While Juli was learning how to deal with her anger, Shawn says that Honey made it a point to tell her that most cops are white and they can view blacks differently than whites. Honey has firsthand experience, as her son was stopped by an officer for no apparent reason other than the color of his skin. 

Shawn says that while whites look at the George Floyd case in the sense that what the cops did to this guy is wrong, from the African-American viewpoint, it was “something wrong being done to my people” — something the black community has seen over and over and over again since America was founded.

However, Shawn feels that living in Austin, Texas, where he says there are “as many interracial families as homogenous ones,”  gives the family an advantage because of the diversity of the locale. 

While he “doesn’t feel qualified” to talk about racial issues with Juli, he and Gloria “take every opportunity to be sure and remind the kids that when you look at people, you see people and treat them with respect.” And, if you end up in an unjust situation, it is “always better to remain as calm as possible and later on deal with the vindication.” “Remember in the situation that it’s not you that’s the problem.
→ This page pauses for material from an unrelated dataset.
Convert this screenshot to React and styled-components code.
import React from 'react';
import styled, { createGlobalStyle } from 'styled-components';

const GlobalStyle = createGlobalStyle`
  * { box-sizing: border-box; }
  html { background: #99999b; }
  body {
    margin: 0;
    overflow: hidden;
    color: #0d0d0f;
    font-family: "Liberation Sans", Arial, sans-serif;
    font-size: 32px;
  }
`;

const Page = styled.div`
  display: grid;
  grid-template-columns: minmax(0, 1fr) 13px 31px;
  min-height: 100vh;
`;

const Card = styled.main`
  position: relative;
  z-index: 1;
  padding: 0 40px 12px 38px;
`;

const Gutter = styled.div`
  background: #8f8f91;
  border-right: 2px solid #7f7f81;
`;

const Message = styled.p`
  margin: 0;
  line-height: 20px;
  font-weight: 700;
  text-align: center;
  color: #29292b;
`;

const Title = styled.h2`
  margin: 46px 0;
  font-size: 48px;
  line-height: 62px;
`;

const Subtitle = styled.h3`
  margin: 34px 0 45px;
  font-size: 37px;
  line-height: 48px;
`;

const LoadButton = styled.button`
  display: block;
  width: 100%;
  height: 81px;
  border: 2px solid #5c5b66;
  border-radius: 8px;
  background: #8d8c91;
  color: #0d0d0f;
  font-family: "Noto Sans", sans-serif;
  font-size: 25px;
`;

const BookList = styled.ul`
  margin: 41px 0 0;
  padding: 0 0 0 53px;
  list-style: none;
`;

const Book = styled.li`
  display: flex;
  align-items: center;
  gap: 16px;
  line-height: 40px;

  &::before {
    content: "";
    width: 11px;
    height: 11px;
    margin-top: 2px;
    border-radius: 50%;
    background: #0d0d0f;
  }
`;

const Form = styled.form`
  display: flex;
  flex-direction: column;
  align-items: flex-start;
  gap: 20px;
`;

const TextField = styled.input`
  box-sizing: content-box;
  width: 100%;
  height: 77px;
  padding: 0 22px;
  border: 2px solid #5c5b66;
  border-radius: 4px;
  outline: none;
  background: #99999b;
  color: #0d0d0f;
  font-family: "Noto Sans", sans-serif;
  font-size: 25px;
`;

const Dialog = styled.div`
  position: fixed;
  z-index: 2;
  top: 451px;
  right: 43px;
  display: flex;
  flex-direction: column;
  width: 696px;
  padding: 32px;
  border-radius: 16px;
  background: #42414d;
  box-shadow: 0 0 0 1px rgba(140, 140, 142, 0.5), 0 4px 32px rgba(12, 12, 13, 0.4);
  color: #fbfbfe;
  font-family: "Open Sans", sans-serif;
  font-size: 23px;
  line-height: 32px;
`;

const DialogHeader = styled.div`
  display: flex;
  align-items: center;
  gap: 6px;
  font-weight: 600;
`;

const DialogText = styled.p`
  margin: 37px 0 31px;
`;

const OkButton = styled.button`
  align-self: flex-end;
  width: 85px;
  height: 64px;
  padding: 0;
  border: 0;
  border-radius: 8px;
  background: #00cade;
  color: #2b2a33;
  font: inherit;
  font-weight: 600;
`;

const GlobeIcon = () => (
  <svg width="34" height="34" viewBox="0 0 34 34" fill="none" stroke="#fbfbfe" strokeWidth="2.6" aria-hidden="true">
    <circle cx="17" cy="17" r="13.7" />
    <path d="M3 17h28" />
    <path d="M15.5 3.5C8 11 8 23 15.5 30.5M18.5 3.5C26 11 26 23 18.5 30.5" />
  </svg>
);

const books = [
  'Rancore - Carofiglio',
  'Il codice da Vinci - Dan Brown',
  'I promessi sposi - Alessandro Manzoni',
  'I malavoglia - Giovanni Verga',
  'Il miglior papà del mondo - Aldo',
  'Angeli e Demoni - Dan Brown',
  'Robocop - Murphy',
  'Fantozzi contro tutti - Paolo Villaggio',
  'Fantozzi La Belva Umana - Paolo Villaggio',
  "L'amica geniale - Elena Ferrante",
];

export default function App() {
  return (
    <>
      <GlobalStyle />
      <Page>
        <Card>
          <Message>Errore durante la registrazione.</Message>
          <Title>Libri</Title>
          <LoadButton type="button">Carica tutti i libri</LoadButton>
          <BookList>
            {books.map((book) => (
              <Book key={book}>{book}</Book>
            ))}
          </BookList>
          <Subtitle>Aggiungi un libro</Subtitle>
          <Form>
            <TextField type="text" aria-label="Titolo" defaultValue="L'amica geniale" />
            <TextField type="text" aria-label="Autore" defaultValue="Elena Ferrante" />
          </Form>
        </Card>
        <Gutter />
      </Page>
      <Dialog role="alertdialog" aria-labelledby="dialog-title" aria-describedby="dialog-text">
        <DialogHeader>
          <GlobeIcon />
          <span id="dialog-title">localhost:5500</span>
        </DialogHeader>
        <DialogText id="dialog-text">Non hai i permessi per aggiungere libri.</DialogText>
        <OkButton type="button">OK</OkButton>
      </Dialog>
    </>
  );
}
It’s the other person that’s the problem.”

What Future He Sees For His Daughter In Light Of The Events  In 2020

Shawn was still a kid when the Rodney King case was going on. He says he doesn’t remember the riots but distinctly remembers the video. “All I saw was a whole bunch of cops beating a guy on the ground with their batons.” He said it was clearly an awful event, but he doesn’t remember people in law enforcement publicly condemning the actions of the officers. It could’ve happened, he adds, but he doesn’t remember there being anything distinct.

Fast forward to 2020 with the case of George Floyd. The mayor of Minneapolis said the officers involved should be fired and the police chief apologized on national television. 
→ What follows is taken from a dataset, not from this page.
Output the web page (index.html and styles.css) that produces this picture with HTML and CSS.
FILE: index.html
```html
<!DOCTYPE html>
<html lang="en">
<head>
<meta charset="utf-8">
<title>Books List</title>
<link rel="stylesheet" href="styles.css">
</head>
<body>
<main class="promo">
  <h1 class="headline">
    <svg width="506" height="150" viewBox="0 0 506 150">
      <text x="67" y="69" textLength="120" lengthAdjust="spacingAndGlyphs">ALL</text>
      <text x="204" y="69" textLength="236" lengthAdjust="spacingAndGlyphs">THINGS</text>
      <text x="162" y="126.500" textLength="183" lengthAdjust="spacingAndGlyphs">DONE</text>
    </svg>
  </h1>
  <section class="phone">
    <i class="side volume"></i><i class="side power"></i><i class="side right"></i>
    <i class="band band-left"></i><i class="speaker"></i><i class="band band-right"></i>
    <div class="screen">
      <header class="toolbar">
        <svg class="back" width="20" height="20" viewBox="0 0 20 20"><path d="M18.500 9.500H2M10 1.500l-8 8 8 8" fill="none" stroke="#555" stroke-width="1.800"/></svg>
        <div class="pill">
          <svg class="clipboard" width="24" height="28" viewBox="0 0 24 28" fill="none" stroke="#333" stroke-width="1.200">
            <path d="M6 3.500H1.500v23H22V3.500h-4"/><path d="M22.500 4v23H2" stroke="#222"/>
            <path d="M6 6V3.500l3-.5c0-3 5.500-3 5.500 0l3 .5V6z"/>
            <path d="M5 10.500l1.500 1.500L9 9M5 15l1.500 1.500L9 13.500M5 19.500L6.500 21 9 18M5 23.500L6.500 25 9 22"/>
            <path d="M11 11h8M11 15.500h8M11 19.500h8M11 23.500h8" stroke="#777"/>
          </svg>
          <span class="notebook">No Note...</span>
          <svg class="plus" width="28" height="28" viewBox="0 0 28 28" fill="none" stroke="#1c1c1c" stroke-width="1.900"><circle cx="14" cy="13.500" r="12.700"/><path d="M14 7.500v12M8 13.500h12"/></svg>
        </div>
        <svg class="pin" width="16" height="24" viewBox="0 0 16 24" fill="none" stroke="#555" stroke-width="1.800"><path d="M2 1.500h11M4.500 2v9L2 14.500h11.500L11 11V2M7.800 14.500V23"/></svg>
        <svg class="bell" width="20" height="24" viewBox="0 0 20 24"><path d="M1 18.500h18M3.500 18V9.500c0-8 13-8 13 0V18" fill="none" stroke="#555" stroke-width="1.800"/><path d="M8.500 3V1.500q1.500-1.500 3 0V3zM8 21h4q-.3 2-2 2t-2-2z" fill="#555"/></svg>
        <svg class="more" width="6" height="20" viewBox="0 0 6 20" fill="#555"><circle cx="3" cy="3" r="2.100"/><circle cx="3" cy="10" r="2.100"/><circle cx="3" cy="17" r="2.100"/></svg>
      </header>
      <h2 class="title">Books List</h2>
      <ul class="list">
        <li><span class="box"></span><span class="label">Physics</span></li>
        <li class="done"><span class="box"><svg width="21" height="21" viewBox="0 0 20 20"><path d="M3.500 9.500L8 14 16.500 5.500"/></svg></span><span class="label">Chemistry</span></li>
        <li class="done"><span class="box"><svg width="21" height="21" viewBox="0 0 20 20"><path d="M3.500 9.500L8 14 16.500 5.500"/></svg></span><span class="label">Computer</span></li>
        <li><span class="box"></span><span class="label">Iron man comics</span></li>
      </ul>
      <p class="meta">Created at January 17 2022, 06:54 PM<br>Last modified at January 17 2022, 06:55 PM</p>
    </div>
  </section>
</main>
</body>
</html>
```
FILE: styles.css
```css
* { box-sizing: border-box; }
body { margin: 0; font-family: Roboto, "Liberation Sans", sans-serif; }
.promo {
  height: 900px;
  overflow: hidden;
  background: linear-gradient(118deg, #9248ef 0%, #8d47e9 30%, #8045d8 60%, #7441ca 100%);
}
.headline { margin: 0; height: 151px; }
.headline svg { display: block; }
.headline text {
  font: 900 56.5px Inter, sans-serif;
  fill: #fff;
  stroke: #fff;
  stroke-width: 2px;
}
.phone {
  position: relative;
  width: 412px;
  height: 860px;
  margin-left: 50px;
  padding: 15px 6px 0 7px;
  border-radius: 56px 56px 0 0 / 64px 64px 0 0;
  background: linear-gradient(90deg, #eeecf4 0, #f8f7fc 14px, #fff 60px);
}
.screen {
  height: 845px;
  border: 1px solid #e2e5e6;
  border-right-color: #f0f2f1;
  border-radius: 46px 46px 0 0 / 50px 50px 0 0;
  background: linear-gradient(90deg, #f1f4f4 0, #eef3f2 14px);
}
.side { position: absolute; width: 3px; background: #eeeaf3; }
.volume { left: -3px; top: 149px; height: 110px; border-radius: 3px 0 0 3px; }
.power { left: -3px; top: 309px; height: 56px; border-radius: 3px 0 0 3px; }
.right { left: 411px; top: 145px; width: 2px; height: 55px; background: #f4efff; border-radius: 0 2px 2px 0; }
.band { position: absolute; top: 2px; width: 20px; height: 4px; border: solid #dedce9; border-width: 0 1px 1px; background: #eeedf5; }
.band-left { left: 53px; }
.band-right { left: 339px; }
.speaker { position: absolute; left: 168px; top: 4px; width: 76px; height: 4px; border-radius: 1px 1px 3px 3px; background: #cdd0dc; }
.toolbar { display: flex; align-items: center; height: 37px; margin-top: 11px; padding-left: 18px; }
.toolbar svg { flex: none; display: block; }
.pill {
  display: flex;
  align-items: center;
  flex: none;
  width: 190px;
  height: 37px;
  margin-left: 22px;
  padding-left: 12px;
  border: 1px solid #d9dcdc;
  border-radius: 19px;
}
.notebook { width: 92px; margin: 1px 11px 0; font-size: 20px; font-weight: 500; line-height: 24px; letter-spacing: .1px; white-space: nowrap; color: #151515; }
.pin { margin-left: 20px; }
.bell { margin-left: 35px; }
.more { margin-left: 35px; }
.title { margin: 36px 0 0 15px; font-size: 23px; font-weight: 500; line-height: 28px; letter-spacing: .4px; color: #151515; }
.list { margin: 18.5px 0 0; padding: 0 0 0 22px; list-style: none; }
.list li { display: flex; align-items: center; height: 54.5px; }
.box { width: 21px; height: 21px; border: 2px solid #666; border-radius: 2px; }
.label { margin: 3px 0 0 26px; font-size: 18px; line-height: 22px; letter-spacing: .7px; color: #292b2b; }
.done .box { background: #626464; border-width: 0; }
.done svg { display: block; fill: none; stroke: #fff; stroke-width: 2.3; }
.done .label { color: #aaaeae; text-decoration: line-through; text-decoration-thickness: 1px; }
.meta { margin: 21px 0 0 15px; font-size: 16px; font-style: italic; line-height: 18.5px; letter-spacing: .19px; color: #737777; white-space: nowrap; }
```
Shawn says that this time you “finally saw people in the policing profession immediately say, ‘This is wrong.’”

Another difference Shawn sees compared to the instance in 1992 is that protests are more widespread. While protests over the acquittal of officers in the Rodney King case led to protests in inner city areas of Los Angeles, the protest didn’t spread to other areas of the country. Now, there are more protest in suburban areas and in more communities where there is a white population all across the country.

Shawn says that he “holds hope” that his daughter will live in a society where there is more racial equality, but “it’s going to be a long road.”

He says the George Floyd case “finally shows people to stop looking from their perspective. Put your perspective from that guy’s perspective and that changes the game. We will be better served along the road if we continue to educate more white people that we never can identify with hundreds of years of discrimination.”

Part of the reason systemic racism still exists is because of whites’ “detached point of view.” Shawn stresses that “it’s important to understand that detached view is different from the emotional view of those who look like him, [who] have seen over and over again [this] happen to [their] people.”

It will “take time and healing for [racial inequality] to change,” but Shawn believes we have finally reached the starting point for real change — a change that will allow his daughter to live a safer and happier life.